Gene Blocks Progression of AML in Mice

By News Release


An early-stage study by experts from Cincinnati Children’s Hospital, NYU and Japan has found that the gene TRAF6 can block progression from pre-leukemia to acute myeloid leukemia (AML).

Daniel Starczynowski, PhD, a cancer research expert at Cincinnati Children's, along with research teams around the globe, has been hunting for years to find ways to improve the odds of surviving AML. While nearly 70% of children with AML survive at least five years, the five-year survival rate for adults lingers at a disappointing 26%.

Based on discoveries he published in 2019, the start-up company Kurome Therapeutics was launched to pursue new ways to prevent AML from adapting so easily to existing chemotherapies. Now, a new study in collaboration with Iannis Aifantis, PhD, and his team at NYU, published Jan. 18, 2022, in Cell Stem Cell, sheds even more light on the chain reactions that can lead from a state of pre-leukemia to full-blown disease.
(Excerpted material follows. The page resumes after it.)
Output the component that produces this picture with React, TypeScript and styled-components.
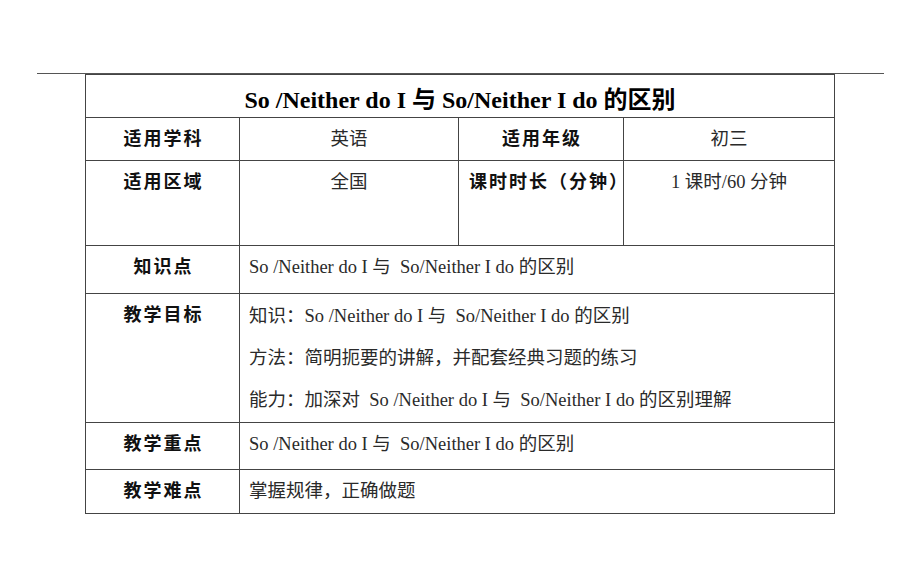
import styled, { createGlobalStyle } from "styled-components";

const GlobalStyle = createGlobalStyle`
  html, body {
    margin: 0;
    padding: 0;
    background: #ffffff;
  }
`;

const serif = `"Liberation Serif", "Noto Sans CJK SC", serif`;
const sans = `"Noto Sans CJK SC", "Noto Sans", sans-serif`;

const goals = [
  "知识：So /Neither do I 与  So/Neither I do 的区别",
  "方法：简明扼要的讲解，并配套经典习题的练习",
  "能力：加深对  So /Neither do I 与  So/Neither I do 的区别理解",
];

const App = (): JSX.Element => {
  return (
    <Page>
      <GlobalStyle />
      <Rule />
      <PlanTable>
        <colgroup>
          <col style={{ width: 154 }} />
          <col style={{ width: 219 }} />
          <col style={{ width: 165 }} />
          <col style={{ width: 211 }} />
        </colgroup>
        <tbody>
          <Row $h={43}>
            <TitleCell colSpan={4}>So /Neither do I 与 So/Neither I do 的区别</TitleCell>
          </Row>
          <Row $h={43}>
            <LabelCell>适用学科</LabelCell>
            <ValueCell $center>英语</ValueCell>
            <LabelCell>适用年级</LabelCell>
            <ValueCell $center>初三</ValueCell>
          </Row>
          <Row $h={85}>
            <LabelCell>适用区域</LabelCell>
            <ValueCell $center>全国</ValueCell>
            <LabelCell $left>课时时长（分钟）</LabelCell>
            <ValueCell $center>1 课时/60 分钟</ValueCell>
          </Row>
          <Row $h={48}>
            <LabelCell>知识点</LabelCell>
            <ValueCell colSpan={3}>So /Neither do I 与  So/Neither I do 的区别</ValueCell>
          </Row>
          <Row $h={129}>
            <LabelCell>教学目标</LabelCell>
            <ValueCell colSpan={3}>
              {goals.map((g) => (
                <GoalLine key={g}>{g}</GoalLine>
              ))}
            </ValueCell>
          </Row>
          <Row $h={47}>
            <LabelCell>教学重点</LabelCell>
            <ValueCell colSpan={3}>So /Neither do I 与  So/Neither I do 的区别</ValueCell>
          </Row>
          <Row $h={44}>
            <LabelCell>教学难点</LabelCell>
            <ValueCell colSpan={3}>掌握规律，正确做题</ValueCell>
          </Row>
        </tbody>
      </PlanTable>
    </Page>
  );
};

export default App;

const Page = styled.main`
  width: 920px;
  height: 576px;
  padding-top: 73px;
  box-sizing: border-box;
  background: #ffffff;
`;

const Rule = styled.div`
  height: 1px;
  margin: 0 36px 0 37px;
  background-color: #555555;
`;

const PlanTable = styled.table`
  margin-left: 85px;
  width: 750px;
  border-collapse: collapse;
  table-layout: fixed;
  border: 1px solid #333333;
  border-top-color: #111111;

  td {
    border: 1px solid #444444;
    padding: 0;
    vertical-align: top;
    white-space: pre;
    overflow: visible;
    box-sizing: border-box;
  }
`;

const Row = styled.tr<{ $h: number }>`
  height: ${(p) => p.$h}px;
`;

const TitleCell = styled.td`
  font-family: ${serif};
  font-weight: 700;
  font-size: 24px;
  line-height: 32px;
  padding-top: 9px !important;
  text-align: center;
  color: #000000;
`;

const LabelCell = styled.td<{ $left?: boolean }>`
  font-family: ${sans};
  font-weight: 700;
  font-size: 18px;
  letter-spacing: 2px;
  line-height: 34px;
  padding-top: 2px !important;
  text-align: ${(p) => (p.$left ? "left" : "center")};
  padding-left: ${(p) => (p.$left ? "10px" : "2px")} !important;
  color: #111111;
`;

const ValueCell = styled.td<{ $center?: boolean }>`
  font-family: ${serif};
  font-size: 18.5px;
  line-height: 34px;
  padding-top: 4px !important;
  text-align: ${(p) => (p.$center ? "center" : "left")};
  padding-left: ${(p) => (p.$center ? "0" : "9px")} !important;
  color: #2a2a2a;
`;

const GoalLine = styled.div`
  line-height: 42px;
  &:first-child {
    margin-top: -3px;
  }
`;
A large number of scientists have described how people can acquire gene mutations in blood-forming cells during their lives that lack initial evidence of disease but make them increasingly likely to develop AML. These precursor conditions have been described as clonal hematopoiesis of indeterminant potential – "CHIP." However, much has remained unknown about exactly how CHIP becomes full-blown leukemia.
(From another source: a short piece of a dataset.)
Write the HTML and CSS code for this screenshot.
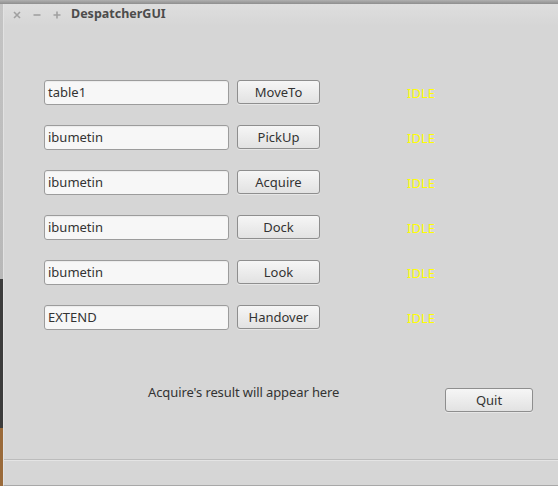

The new study reports that the gene TRAF6 plays a crucial—and unexpected—cancer-regulating role amid a complex set of interactions between cellular mechanisms that govern blood cell production and innate immune-related pathways, including toll-like receptors (TLR). Too much TRAF6 activity can lead to certain types of cancer risk. Not enough TRAF6 activity clearly increases the risk of developing myeloid malignancies, such as myelodysplastic syndromes (MDS) and certain subtypes of AML. Having a balanced level of activity prevents the disease, and restoring that balance appears to improve survival once the disease appears—at least in mice.
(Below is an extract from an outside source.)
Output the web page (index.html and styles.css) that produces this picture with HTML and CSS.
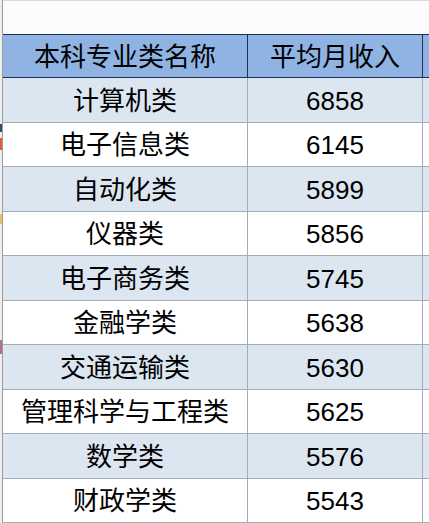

"The role of TRAF6 has been investigated for its role in immune cell biology. However, more recently it has come to the forefront as a complex and key player in cancer. Some research indicates that it acts as a tumor suppressor, while others have reported that it can cause cancer," Dr. Starczynowski says. "Our findings confirm that TRAF6 can, in fact, have opposite effects depending on the context of its environment. But we also found that its activity can be regulated through activation of certain toll-like receptors – evolutionarily conserved pathogen detectors in our immune systems that have been hijacked by the AML cell." 

The new information, based on an extensive series of mouse studies, remains in the early stages. Potential novel therapies and clinical trials based on these finding remain years away.

However, the research team has identified novel mechanisms underlying the stepwise progression of certain subtypes of AML, and in doing so may have zeroed in on a gene target that could bring the emerging field of inflammation-targeted therapies to bear against a notoriously hard-to-treat condition.  

"Our current studies primarily focused on mouse models, however more extensive work on human AML is warranted," Dr. Starczynowski says. "Moreover, we are now launching into a series of experiments to help us understand the mechanistic basis for why TRAF6 can function both as a tumor suppressor and an oncogene. Through these studies, we hope to uncover novel therapeutic opportunities that will exploit the unique functions of TRAF6 in myeloid malignancies."